We can use this green marker in the directions query

orig <- sf_nearest$geometry[[1]]
orig <- as.numeric(orig)
df_orig <- data.frame(lat = orig[2], lon = orig[1])

google_map() %>%
    add_markers(df_orig)

res <- google_directions(origin = df_orig, 
            destination = dest)

## all the api results are now stored in the 'res' object.
direction_legs(res)$distance
# text  value
# 1 397 km 396829

## you can look at the route through the polygoin
df_route <- data.frame(polyline = direction_polyline(res))

google_map() %>%
    add_markers(data = df_orig) %>%
    add_markers(data = dest) %>%
    add_polylines(data = df_route, polyline = "polyline")

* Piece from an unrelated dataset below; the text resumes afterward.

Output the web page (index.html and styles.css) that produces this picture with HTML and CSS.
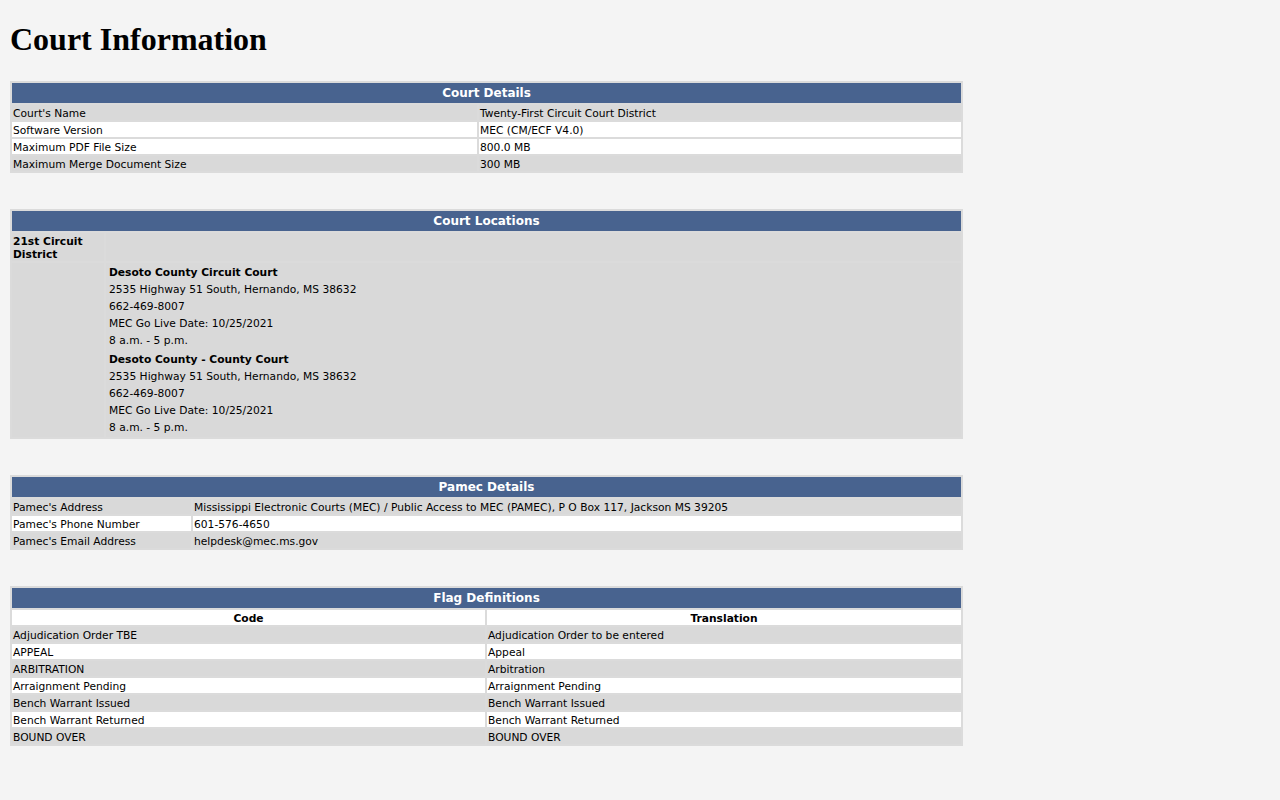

The dt[order(-distance)] gives us the distance from the origin to our new origin,

dt[order(-distance)][1, distance]
# [1] 1329904

This is in metres. Assume an average walking speed of 4kph and you can add it onto the overall time

---

Alternative approach

As asked for in the comments, another method for finding the nearest road is to draw a buffer around the origin and find any intersecting roads

sf_buffer <- sf::st_buffer(sf_origin, dist = 0.5)
sf::st_crs(sf_buffer) <- sf::st_crs(ghanaRoads)

google_map() %>%
  add_polylines(ghanaRoads) %>%
  add_polygons(sf_buffer)

You can then find all the lines intersecting with this buffer

sf_intersection <- sf::st_intersection(sf_buffer, ghanaRoads)

google_map() %>%
  add_markers(data = df) %>%
  add_polylines(sf_intersection)

You can use this new sf_intersection object in the distance calculation.